Bevell’s name hasn’t surfaced yet, but considering he has interviewed for head coaching jobs each of the past two seasons, there’s a good chance one of the team’s with a vacancy will be asking the Seahawks about him soon.

As a quick aside, don’t panic about Seattle’s coaches preparing for job interviews while also preparing for a playoff game.

Both Bevell and Quinn interviewed for multiple jobs at this time last year, and somehow managed to focus on their current jobs well enough to help Seattle win a Super Bowl.

Not only is Carroll OK with his assistants pursing jobs, he hopes they leave. Because as much as Carroll’s primary goal in Seattle is to win football games, he also sees a responsibility to help everyone, not just his player, be the best they can be. And if that means losing a top assistant or two every couple of years, so be it.

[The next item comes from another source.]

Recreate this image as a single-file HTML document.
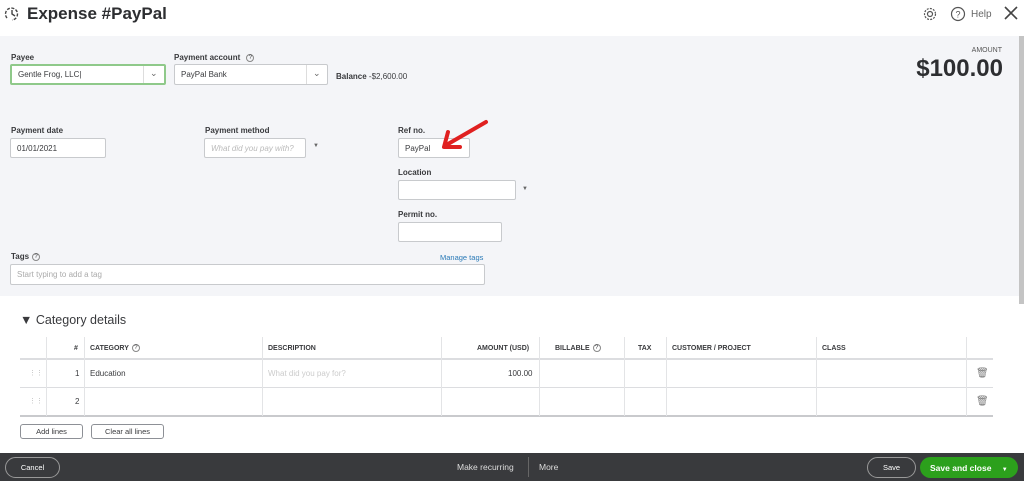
<!DOCTYPE html>
<html><head><style>
*{box-sizing:border-box;margin:0;padding:0}
body{width:1024px;height:481px;overflow:hidden;background:#fff;font-family:"Liberation Sans",sans-serif;color:#393a3d;position:relative}
.a{position:absolute}
.lbl{font-size:8px;font-weight:bold;color:#393a3d}
.inp{position:absolute;background:#fff;border:1px solid #c8cacd;border-radius:2px;font-size:8px;padding-left:6px;display:flex;align-items:center}
.th{position:absolute;top:344px;font-size:7px;font-weight:bold;color:#393a3d;line-height:9px}
.q{display:inline-block;width:8px;height:8px;border:1px solid #888;border-radius:50%;font-size:6px;line-height:6px;text-align:center;font-weight:normal;vertical-align:middle;margin-left:3px}
.vl{position:absolute;top:337px;width:1px;height:79px;background:#e3e4e6}
.btn{position:absolute;border:1px solid #8d9096;border-radius:3px;font-size:7.5px;display:flex;align-items:center;justify-content:center;background:#fff}
</style></head><body>
<svg class="a" style="left:4px;top:6px" width="16" height="16" viewBox="0 0 16 16" fill="none" stroke="#444" stroke-width="1.4"><path d="M3 12A6 6 0 1 1 8 14" stroke-dasharray="3 1.5"/><path d="M8 4v4l3 2"/></svg>
<div class="a" style="left:27px;top:4px;font-size:17px;font-weight:bold;color:#2d2e31">Expense #PayPal</div>
<svg class="a" style="left:922px;top:6px" width="16" height="16" viewBox="0 0 16 16" fill="none" stroke="#555" stroke-width="1.2"><circle cx="8" cy="8" r="2.5"/><circle cx="8" cy="8" r="5.5" stroke-dasharray="2 1.2"/></svg>
<svg class="a" style="left:950px;top:6px" width="16" height="16" viewBox="0 0 16 16" fill="none" stroke="#555" stroke-width="1.2"><circle cx="8" cy="8" r="6.5"/><text x="8" y="11.5" font-size="9" text-anchor="middle" fill="#555" stroke="none" font-family="Liberation Sans">?</text></svg>
<div class="a" style="left:971px;top:9px;font-size:10px;color:#666">Help</div>
<svg class="a" style="left:1003px;top:5px" width="16" height="16" viewBox="0 0 16 16" stroke="#444" stroke-width="1.6"><path d="M2 2L14 14M14 2L2 14"/></svg>

<div class="a" style="left:0;top:36px;width:1019px;height:260px;background:#f4f5f8"></div>
<div class="a" style="left:1019px;top:36px;width:5px;height:268px;background:#c4c4c4"></div>

<div class="a lbl" style="left:11px;top:53px">Payee</div>
<div class="inp" style="left:10px;top:64px;width:156px;height:21px;border:2px solid #8fc98a">Gentle Frog, LLC|</div>
<div class="a" style="left:143px;top:66px;width:1px;height:17px;background:#ddd"></div>
<div class="a" style="left:150px;top:68px;font-size:9px;color:#666">&#8964;</div>
<div class="a lbl" style="left:174px;top:53px">Payment account<span class="q" style="margin-left:6px">?</span></div>
<div class="inp" style="left:174px;top:64px;width:154px;height:21px">PayPal Bank</div>
<div class="a" style="left:306px;top:65px;width:1px;height:19px;background:#ddd"></div>
<div class="a" style="left:313px;top:68px;font-size:9px;color:#666">&#8964;</div>
<div class="a" style="left:336px;top:72px;font-size:8px"><b>Balance</b> -$2,600.00</div>
<div class="a" style="right:22px;top:47px;font-size:7px;color:#555">AMOUNT</div>
<div class="a" style="right:21px;top:55px;font-size:24px;font-weight:bold;color:#2d2e31">$100.00</div>

<div class="a lbl" style="left:11px;top:126px">Payment date</div>
<div class="inp" style="left:10px;top:138px;width:96px;height:20px">01/01/2021</div>
<div class="a lbl" style="left:205px;top:126px">Payment method</div>
<div class="inp" style="left:204px;top:138px;width:102px;height:20px;color:#bbb;font-style:italic">What did you pay with?</div>
<div class="a" style="left:313px;top:143px;font-size:6px;color:#666">&#9660;</div>
<div class="a lbl" style="left:398px;top:126px">Ref no.</div>
<div class="inp" style="left:398px;top:138px;width:72px;height:20px">PayPal</div>
<svg class="a" style="left:436px;top:118px" width="55" height="35" viewBox="0 0 55 35"><path d="M50 4L12 26" stroke="#e02020" stroke-width="4" stroke-linecap="round"/><path d="M8 29L12 14M8 29L24 29" stroke="#e02020" stroke-width="4" stroke-linecap="round"/></svg>
<div class="a lbl" style="left:398px;top:168px">Location</div>
<div class="inp" style="left:398px;top:180px;width:118px;height:20px"></div>
<div class="a" style="left:522px;top:186px;font-size:6px;color:#666">&#9660;</div>
<div class="a lbl" style="left:398px;top:210px">Permit no.</div>
<div class="inp" style="left:398px;top:222px;width:104px;height:20px"></div>
<div class="a lbl" style="left:11px;top:252px">Tags<span class="q">?</span></div>
<div class="a" style="left:440px;top:253px;font-size:7.5px;color:#2a7ab7">Manage tags</div>
<div class="inp" style="left:10px;top:264px;width:475px;height:21px;color:#aaa">Start typing to add a tag</div>

<div class="a" style="left:20px;top:313px;font-size:12.5px;color:#393a3d">&#9660; Category details</div>
<div class="th" style="left:74px">#</div>
<div class="th" style="left:90px">CATEGORY<span class="q">?</span></div>
<div class="th" style="left:268px">DESCRIPTION</div>
<div class="th" style="left:477px">AMOUNT (USD)</div>
<div class="th" style="left:555px">BILLABLE<span class="q">?</span></div>
<div class="th" style="left:638px">TAX</div>
<div class="th" style="left:672px">CUSTOMER / PROJECT</div>
<div class="th" style="left:822px">CLASS</div>
<div class="a" style="left:20px;top:358px;width:973px;height:2px;background:#dcdde0"></div>
<div class="a" style="left:20px;top:387px;width:973px;height:1px;background:#dcdde0"></div>
<div class="a" style="left:20px;top:415px;width:973px;height:2px;background:#c9cacd"></div>
<div class="vl" style="left:46px"></div><div class="vl" style="left:84px"></div><div class="vl" style="left:262px"></div><div class="vl" style="left:441px"></div><div class="vl" style="left:539px"></div><div class="vl" style="left:624px"></div><div class="vl" style="left:666px"></div><div class="vl" style="left:816px"></div><div class="vl" style="left:966px"></div>
<div class="a" style="left:29px;top:369px;font-size:7px;color:#bbb">&#8942;&#8942;</div>
<div class="a" style="left:29px;top:397px;font-size:7px;color:#bbb">&#8942;&#8942;</div>
<div class="a" style="left:75px;top:369px;font-size:8px">1</div>
<div class="a" style="left:90px;top:369px;font-size:8px">Education</div>
<div class="a" style="left:268px;top:369px;font-size:8px;color:#ccc">What did you pay for?</div>
<div class="a" style="left:508px;top:369px;font-size:8px">100.00</div>
<div class="a" style="left:75px;top:397px;font-size:8px">2</div>
<div class="a" style="left:976px;top:368px;font-size:10px;color:#777">&#128465;</div>
<div class="a" style="left:976px;top:396px;font-size:10px;color:#777">&#128465;</div>
<div class="btn" style="left:20px;top:424px;width:63px;height:15px">Add lines</div>
<div class="btn" style="left:91px;top:424px;width:73px;height:15px">Clear all lines</div>

<div class="a" style="left:0;top:453px;width:1024px;height:28px;background:#393a3d"></div>
<div class="btn" style="left:5px;top:457px;width:55px;height:21px;background:transparent;border-color:#999;color:#fff;border-radius:11px">Cancel</div>
<div class="a" style="left:457px;top:462px;font-size:8.5px;color:#ddd">Make recurring</div>
<div class="a" style="left:528px;top:457px;width:1px;height:20px;background:#666"></div>
<div class="a" style="left:539px;top:462px;font-size:8.5px;color:#ddd">More</div>
<div class="btn" style="left:867px;top:457px;width:49px;height:21px;background:transparent;border-color:#999;color:#fff;border-radius:11px">Save</div>
<div class="a" style="left:920px;top:457px;width:98px;height:21px;background:#2ca01c;border-radius:11px;color:#fff;font-size:8.5px;font-weight:bold;padding:6px 0 0 10px">Save and close <span style="margin-left:8px;font-size:6px">&#9660;</span></div>
</body></html>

“When these guys come to work here, I tell them from the moment we start talking that I’m going to help them get any job that they want and to help them achieve the goal that they have for themselves,” Carroll said. “I work really hard for our guys to get whatever it is that they’re after, and it doesn’t always work out that way that they get the jobs they want, but I really mean that. I want them to be the best they can possibly be, and if I can help them do that then I’m going to do it.”

Carroll learned early in his tenure at USC that a successful program leads to other teams poaching your assistants. Coaches like Ed Orgeron, Lane Kiffin and Steve Sarkisian all left USC for head jobs elsewhere, then in 2013 Seahawks defensive coordinator Gus Bradley became the head coach at Jacksonville. But even if losing coaches isn’t ideal, the flip side is that their potential replacements know they’re coming to a place that will help them to move on when the opportunity comes.

“I know that, at times, it makes it hard at times on us, but I want the next guy coming in to know the exact same thing,” Carroll said. “If you come here, we’re going to help you be the best that you could possibly be and that doesn’t mean it comes during recommendation time, this is in the process of trying to help guys find their best manners, the best way, their best understanding of how to present their philosophy and their approach so we work with that throughout the year.

“In my mind, everybody is going, everybody is moving on, and I’m hoping that they get those chances. I’ve been that way for a long time and we’ve endured it, it’s worked out, and it gives us a great chance to really have a great place for someone to come to also. I wish it would have been like that for me — sometimes it was and sometimes it wasn’t and I just decided a long time ago that I was going to help our guys in that manner.”

Seattle’s assistants don’t just appreciate that their employer won’t deny them a chance to pursue a new job, but that Carroll actively tries to prepare them to be head coaches while they are here.

“He’s always constantly challenging us,” Quinn said, “Think of this two-minute situation, think of this — and he’s often times putting us as coaches against each other in that scenario, where we do tons of two-minute work, all the stuff that we do against each other, offensively and defensively; he’s constantly challenging us. It’s one of the fun parts about being a coach on his staff.”

Quinn has left the Seahawks once before, going to Florida to be the Gators’ defensive coordinator after two seasons as Seattle’s defensive line coach. He returned as defensive coordinator in 2013 after Bradley left not just because being defensive coordinator in the NFL was a good job, but also because he knew that by coming back to Seattle, he’d be playing for a coach who might someday help him leave again.

“One of the great parts of being part of this organization is with him is we look to him as a mentor and somebody that we learn from all the time,” Quinn said. “So just being part of this organization and watching the guy interact with the team, help develop the coaches, to help develop the players, he’s been a huge impact on the philosophy; coaching wise, philosophy wise, it’s a blast working him with him. It really is.”